Hükümet ise son iki yıldır önce 1 Mayıs’ı tarihsel ve güncel anlamından koparmayı yani içeriksizleştirmeyi hedefledi. İşçi sınıfının birlik, mücadele ve dayanışma gününü özellikle İstanbul için bir “alan tartışması”na sıkıştırmak işine geldi. Faşist yaftası yemek, sınıfa saldırı politikalarıyla siyasi hattını çizen bir iktidar için 1 Mayıs’ın Taksim’de kutlanmasını gayrimeşru ilan etmek için göze alınabilirdi. Üstelik bunu Gezi eylemleriyle halk başta Taksim olmak üzere ülkenin tüm meydanlarını kazanmışken yapıyordu.
Gezi eylemleri, emek mücadelesine ve sendikalara böylesi bir meşruiyeti kendiliğinden aşılayamazdı. Çünkü örgütsüz sendikalarla yolun sonuna gelindiği en fazla Gezi sürecinde ortaya çıktı. Gezi eylemleri sırasında işçinin örgütlü kimliğini o sürece katmayı başaramayanların, yaklaşık bir yıl sonra Gezi’nin meşruiyetini 1 Mayıs’ın Taksim’de örgütlenmesi için yapılacak çalışmalara taşıması asla düşünülemez. Bu nedenle Taksim yasağı konusunda hükümetin önceki yıllardan daha cüretli göründüğü not edilmelidir.
Şimdi hükümet, Taksim’e işaret eden sendikaları hedef tahtasına oturtarak, yandaş medyaya kurgu haberler servis ederek elini daha da güçlendirmeye çalışıyor. Gezici Anket Şirketi, işçinin 1 Mayıs’ta Taksim’e değil Yenikapı’ya gitmek istediği sonucuna ulaşan anket yapmayı akıl ediyor. Bir “tarihçi”, alışılmış 1 Mayıs 1977 saçmalamalarını yine ortalığa saçıyor. Çalışma Bakanı 1 Mayıs ile ilgili “Sendikaların ‘şu meydan bu meydan olsun’ demesi yerine çalışanların sorunlarını seslendirmesi gerektiği”ni söyleyebiliyor. İstanbul Valisi pişkin pişkin, Taksim’e çıkmakta ısrar edenlerin emekçi olmadığını açıklayabiliyor.
Öyle ki, 1 Mayıs haftasında hükümetten ülkeyi taşeron cumhuriyetine dönüştürecek düzenlemenin sinyalleri verilebiliyor. 657 Sayılı Yasa’da değişiklik yapılması ve kamuda esnek çalışmanın önünün açılması tartışılabiliyor. Özelleştirmeler, işçi eylemlerine karşın tam gaz sürdürülmek isteniyor.

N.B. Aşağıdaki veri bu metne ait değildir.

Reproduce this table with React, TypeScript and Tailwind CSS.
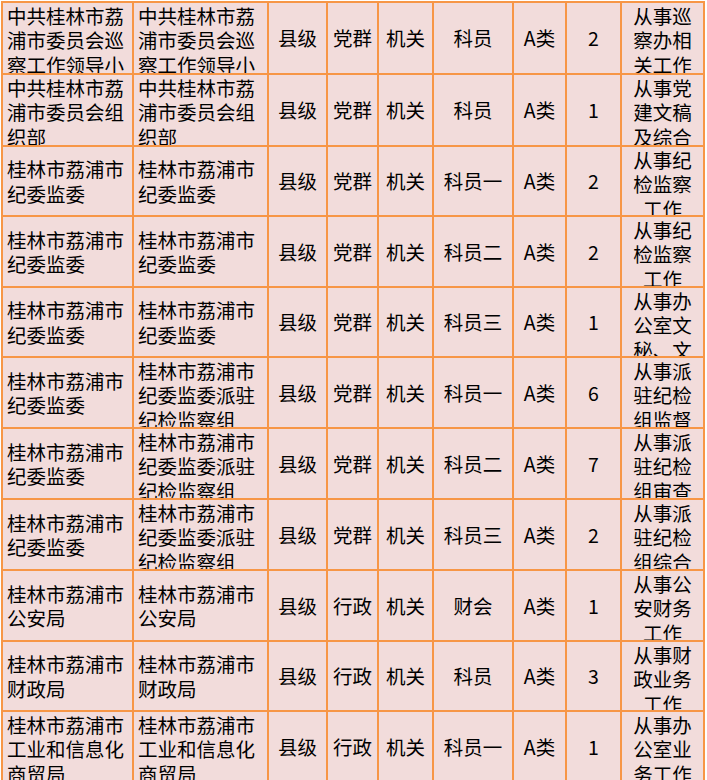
const rows: string[][] = [
  ["中共桂林市荔浦市委员会巡察工作领导小组办公室", "中共桂林市荔浦市委员会巡察工作领导小组办公室", "县级", "党群", "机关", "科员", "A类", "2", "从事巡察办相关工作"],
  ["中共桂林市荔浦市委员会组织部", "中共桂林市荔浦市委员会组织部", "县级", "党群", "机关", "科员", "A类", "1", "从事党建文稿及综合文字工作"],
  ["桂林市荔浦市纪委监委", "桂林市荔浦市纪委监委", "县级", "党群", "机关", "科员一", "A类", "2", "从事纪检监察工作"],
  ["桂林市荔浦市纪委监委", "桂林市荔浦市纪委监委", "县级", "党群", "机关", "科员二", "A类", "2", "从事纪检监察工作"],
  ["桂林市荔浦市纪委监委", "桂林市荔浦市纪委监委", "县级", "党群", "机关", "科员三", "A类", "1", "从事办公室文秘、文字工作"],
  ["桂林市荔浦市纪委监委", "桂林市荔浦市纪委监委派驻纪检监察组", "县级", "党群", "机关", "科员一", "A类", "6", "从事派驻纪检组监督执纪工作"],
  ["桂林市荔浦市纪委监委", "桂林市荔浦市纪委监委派驻纪检监察组", "县级", "党群", "机关", "科员二", "A类", "7", "从事派驻纪检组审查调查工作"],
  ["桂林市荔浦市纪委监委", "桂林市荔浦市纪委监委派驻纪检监察组", "县级", "党群", "机关", "科员三", "A类", "2", "从事派驻纪检组综合工作"],
  ["桂林市荔浦市公安局", "桂林市荔浦市公安局", "县级", "行政", "机关", "财会", "A类", "1", "从事公安财务工作"],
  ["桂林市荔浦市财政局", "桂林市荔浦市财政局", "县级", "行政", "机关", "科员", "A类", "3", "从事财政业务工作"],
  ["桂林市荔浦市工业和信息化商贸局", "桂林市荔浦市工业和信息化商贸局", "县级", "行政", "机关", "科员一", "A类", "1", "从事办公室业务工作"],
];

// 行高跟原表一致（像素略有出入）
const rowHeights = ["h-[70px]", "h-[70px]", "h-[68px]", "h-[69px]", "h-[68px]", "h-[69px]", "h-[69px]", "h-[69px]", "h-[69px]", "h-[68px]", "h-[69px]"];

// 第一、二列左对齐，其余居中
function Cell({ text, col }: { text: string; col: number }) {
  const left = col < 2;
  return (
    <div className="flex flex-col overflow-hidden bg-[#f2dcdb] px-[4px] pt-[1px]">
      <div className={`my-auto break-all ${left ? "text-left" : "text-center"}`}>{text}</div>
    </div>
  );
}

export default function App() {
  return (
    <div className="min-h-screen bg-white pl-[1px] pt-[1px]">
      <div
        className="grid w-[704px] gap-[2px] bg-[#f79646] p-[2px] text-[19.5px] leading-[24.3px] text-black"
        style={{ fontFamily: '"Noto Sans CJK SC", "Noto Sans", sans-serif' }}
      >
        {rows.map((r, ri) => (
          <div
            key={ri}
            className={`grid grid-cols-[129px_133px_57px_49px_53px_78px_51px_53px_81px] gap-[2px] ${rowHeights[ri]}`}
          >
            {r.map((t, ci) => (
              <Cell key={ci} text={t} col={ci} />
            ))}
          </div>
        ))}
      </div>
    </div>
  );
}
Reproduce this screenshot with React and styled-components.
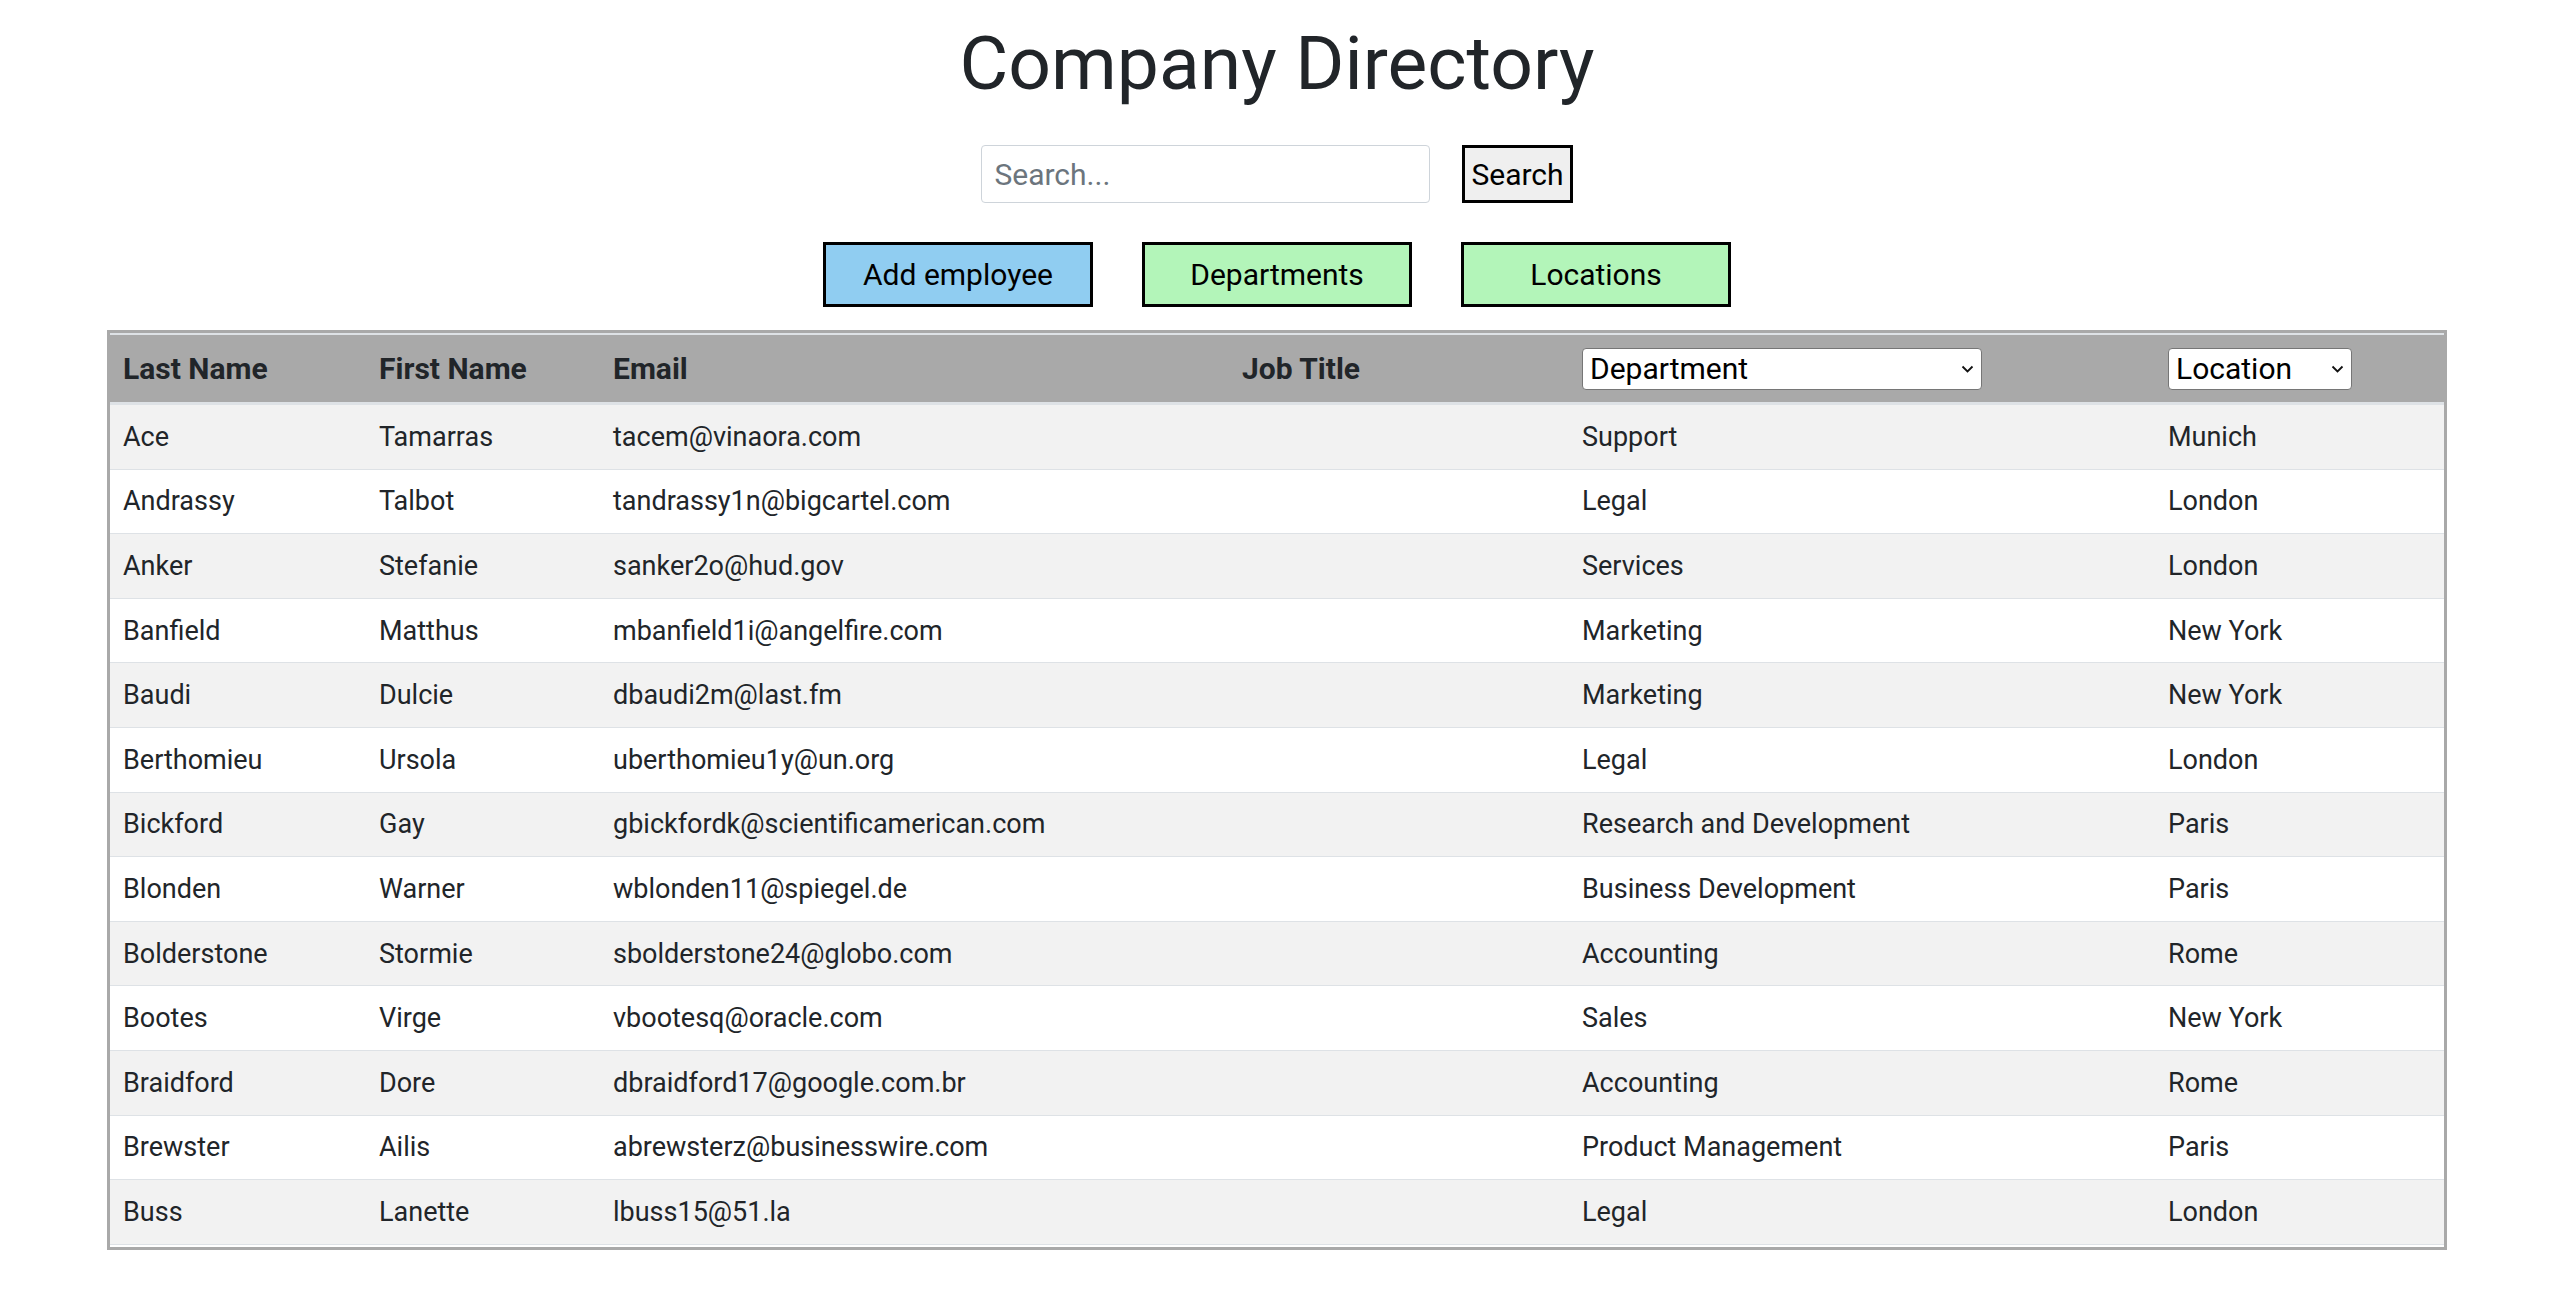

1 Mayıs’ta Taksim yasağı ve sınıfa saldırı başlıklarında sergilenen bu cüret, emekçi halk nezdinde ve emekçilerin meydanlara kitlesel yürüyüşüyle geçersiz kılınmak zorundadır. Bu yürüyüşü boğmak isteyen ve İstanbul’da 1 Mayıs’ı kitlesizleştirmeye çalışan hükümetin hesabı boşa çıkarılmalıdır.
124 yıldır olduğu gibi… Yaşasın 1 Mayıs! Yaşasın işçi sınıfının birlik, mücadele ve dayanışma günü!